Do this ::
Search the material for the string "TypeScript" and copy each line where it occurs.

Some records:

============

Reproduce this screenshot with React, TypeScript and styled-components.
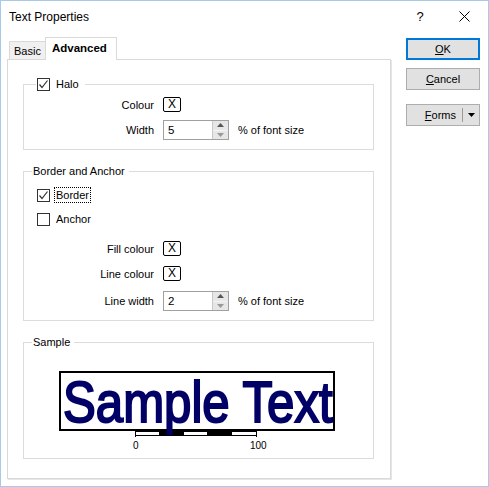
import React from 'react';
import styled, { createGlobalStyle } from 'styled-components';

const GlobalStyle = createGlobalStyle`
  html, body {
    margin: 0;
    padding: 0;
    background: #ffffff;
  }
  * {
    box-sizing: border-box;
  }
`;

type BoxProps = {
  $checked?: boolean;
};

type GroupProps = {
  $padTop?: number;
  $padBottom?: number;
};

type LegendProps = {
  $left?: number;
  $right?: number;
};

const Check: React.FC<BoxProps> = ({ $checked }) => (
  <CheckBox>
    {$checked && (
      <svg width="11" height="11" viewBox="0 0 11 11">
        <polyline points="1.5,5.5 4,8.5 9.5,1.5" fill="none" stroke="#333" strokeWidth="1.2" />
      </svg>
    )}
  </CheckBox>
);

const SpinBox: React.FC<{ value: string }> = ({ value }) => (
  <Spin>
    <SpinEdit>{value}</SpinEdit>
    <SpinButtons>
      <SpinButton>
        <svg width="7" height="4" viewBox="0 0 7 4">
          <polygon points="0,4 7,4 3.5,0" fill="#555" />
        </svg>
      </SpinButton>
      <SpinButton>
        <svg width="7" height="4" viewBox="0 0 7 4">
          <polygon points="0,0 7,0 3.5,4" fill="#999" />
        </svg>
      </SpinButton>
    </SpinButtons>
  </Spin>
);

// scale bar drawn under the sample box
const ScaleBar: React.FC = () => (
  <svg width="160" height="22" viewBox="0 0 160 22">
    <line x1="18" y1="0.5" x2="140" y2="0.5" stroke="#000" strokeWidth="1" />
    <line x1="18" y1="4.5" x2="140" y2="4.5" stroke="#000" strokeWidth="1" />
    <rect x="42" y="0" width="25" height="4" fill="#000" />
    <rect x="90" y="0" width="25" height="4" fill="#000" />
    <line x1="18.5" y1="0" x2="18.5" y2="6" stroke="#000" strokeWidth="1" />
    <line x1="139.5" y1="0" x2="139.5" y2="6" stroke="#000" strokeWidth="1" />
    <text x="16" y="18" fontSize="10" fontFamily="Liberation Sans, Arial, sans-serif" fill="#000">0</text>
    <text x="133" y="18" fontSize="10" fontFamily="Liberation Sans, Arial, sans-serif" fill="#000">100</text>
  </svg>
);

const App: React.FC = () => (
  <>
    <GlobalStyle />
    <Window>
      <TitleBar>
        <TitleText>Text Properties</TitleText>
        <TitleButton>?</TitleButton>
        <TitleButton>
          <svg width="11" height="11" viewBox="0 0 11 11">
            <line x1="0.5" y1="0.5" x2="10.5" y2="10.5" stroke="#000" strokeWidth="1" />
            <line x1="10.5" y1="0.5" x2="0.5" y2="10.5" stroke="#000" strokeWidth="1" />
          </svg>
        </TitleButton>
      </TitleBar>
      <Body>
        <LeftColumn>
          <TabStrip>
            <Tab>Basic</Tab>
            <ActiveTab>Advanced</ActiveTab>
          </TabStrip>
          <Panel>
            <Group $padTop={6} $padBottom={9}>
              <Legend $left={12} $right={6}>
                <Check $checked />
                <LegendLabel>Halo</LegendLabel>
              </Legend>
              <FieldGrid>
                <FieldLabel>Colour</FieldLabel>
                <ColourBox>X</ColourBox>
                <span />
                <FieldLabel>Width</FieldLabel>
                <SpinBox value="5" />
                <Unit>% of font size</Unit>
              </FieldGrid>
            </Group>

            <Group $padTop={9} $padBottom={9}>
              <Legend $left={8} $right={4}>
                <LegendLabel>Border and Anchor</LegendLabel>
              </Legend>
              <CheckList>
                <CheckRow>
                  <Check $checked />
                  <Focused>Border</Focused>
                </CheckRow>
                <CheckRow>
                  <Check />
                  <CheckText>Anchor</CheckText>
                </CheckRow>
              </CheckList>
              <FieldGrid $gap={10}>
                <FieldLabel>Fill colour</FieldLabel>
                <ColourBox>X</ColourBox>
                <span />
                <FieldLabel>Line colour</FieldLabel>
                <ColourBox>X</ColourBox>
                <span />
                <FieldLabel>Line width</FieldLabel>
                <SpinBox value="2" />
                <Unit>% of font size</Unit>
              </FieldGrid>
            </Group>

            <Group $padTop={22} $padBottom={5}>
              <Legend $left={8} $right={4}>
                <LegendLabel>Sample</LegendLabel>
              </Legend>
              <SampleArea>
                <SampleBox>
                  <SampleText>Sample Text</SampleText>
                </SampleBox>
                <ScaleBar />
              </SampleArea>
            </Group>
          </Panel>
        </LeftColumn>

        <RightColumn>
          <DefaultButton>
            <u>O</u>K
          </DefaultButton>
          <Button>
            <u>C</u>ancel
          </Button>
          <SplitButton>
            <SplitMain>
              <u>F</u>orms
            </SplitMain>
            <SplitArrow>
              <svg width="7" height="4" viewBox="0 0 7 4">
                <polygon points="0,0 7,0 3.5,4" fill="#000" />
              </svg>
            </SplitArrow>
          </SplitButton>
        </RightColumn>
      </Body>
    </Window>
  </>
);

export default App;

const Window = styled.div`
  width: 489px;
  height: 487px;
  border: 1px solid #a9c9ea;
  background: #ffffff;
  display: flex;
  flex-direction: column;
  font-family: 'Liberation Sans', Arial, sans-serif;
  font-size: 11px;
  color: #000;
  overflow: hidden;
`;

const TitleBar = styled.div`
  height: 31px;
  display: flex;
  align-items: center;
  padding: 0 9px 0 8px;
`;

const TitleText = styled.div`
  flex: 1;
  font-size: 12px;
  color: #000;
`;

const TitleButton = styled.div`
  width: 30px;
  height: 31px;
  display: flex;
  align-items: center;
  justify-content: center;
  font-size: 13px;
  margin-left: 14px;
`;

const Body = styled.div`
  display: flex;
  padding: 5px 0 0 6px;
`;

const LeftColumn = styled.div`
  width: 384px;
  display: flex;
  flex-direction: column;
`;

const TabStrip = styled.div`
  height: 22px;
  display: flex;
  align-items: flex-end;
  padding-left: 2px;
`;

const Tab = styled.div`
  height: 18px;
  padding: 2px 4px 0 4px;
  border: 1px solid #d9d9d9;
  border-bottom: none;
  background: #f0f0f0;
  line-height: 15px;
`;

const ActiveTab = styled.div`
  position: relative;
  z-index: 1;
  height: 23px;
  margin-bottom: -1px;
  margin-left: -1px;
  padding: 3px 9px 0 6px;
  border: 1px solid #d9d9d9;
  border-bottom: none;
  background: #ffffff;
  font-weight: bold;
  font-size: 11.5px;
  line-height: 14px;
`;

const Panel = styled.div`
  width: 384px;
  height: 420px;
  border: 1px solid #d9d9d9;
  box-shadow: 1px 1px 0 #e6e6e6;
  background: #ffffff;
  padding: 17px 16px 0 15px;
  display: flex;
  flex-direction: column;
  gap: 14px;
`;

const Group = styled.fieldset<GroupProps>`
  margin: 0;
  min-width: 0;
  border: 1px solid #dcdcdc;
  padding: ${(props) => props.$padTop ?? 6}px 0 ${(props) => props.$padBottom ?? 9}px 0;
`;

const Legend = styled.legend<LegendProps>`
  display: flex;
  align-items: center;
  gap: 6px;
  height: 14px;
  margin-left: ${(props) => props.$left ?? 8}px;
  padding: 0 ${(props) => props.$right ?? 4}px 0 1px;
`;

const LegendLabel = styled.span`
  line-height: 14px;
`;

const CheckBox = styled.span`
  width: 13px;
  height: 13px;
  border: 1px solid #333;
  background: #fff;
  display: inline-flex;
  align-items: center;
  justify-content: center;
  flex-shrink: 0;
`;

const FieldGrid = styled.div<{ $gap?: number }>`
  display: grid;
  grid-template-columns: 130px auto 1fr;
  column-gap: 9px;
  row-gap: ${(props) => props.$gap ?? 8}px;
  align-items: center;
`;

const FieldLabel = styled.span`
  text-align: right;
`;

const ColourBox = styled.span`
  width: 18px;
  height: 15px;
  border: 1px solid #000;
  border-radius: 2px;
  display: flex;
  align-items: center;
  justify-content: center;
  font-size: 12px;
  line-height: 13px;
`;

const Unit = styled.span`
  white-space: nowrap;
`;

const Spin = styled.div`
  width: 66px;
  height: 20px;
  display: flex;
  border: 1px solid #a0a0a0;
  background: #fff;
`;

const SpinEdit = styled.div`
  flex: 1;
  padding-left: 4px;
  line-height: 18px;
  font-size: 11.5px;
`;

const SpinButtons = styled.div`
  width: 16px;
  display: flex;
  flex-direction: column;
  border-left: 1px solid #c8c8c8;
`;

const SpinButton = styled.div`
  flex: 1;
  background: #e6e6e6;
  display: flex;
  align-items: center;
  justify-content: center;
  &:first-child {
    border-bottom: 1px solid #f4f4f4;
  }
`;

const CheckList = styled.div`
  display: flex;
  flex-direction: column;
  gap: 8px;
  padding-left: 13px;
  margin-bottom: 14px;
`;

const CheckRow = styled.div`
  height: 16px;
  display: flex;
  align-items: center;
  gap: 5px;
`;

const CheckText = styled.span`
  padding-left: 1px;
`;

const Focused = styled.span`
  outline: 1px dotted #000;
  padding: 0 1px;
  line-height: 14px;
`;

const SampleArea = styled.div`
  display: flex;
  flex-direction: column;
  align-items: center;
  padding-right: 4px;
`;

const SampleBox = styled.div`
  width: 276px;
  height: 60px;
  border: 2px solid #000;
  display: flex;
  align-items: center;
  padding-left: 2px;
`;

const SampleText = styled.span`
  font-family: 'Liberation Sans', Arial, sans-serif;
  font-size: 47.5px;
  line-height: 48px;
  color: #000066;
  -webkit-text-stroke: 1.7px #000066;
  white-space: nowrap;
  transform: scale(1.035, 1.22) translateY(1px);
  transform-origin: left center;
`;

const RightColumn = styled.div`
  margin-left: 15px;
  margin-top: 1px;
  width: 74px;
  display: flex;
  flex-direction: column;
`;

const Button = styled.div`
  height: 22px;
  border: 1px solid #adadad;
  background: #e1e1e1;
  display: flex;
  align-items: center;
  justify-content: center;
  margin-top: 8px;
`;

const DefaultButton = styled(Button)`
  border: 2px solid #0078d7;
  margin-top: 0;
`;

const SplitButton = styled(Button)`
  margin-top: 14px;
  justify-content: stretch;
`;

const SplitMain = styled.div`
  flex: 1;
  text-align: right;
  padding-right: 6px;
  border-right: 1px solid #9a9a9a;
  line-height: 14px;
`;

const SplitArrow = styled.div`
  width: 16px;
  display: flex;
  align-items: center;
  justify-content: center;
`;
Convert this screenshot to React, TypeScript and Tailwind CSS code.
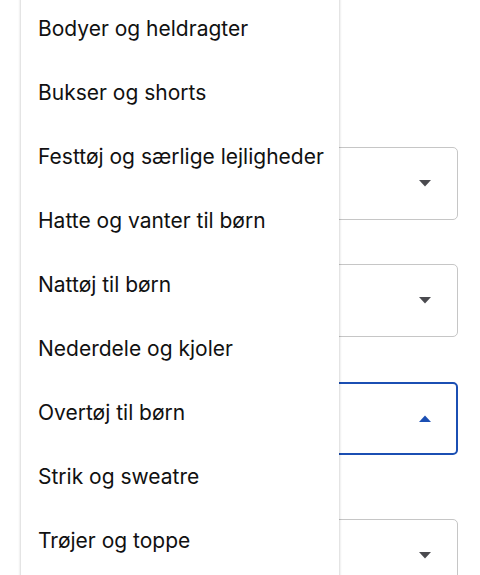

============

Output for this task ::
Reproduce this screenshot with React, TypeScript and styled-components.
Convert this screenshot to React, TypeScript and Tailwind CSS code.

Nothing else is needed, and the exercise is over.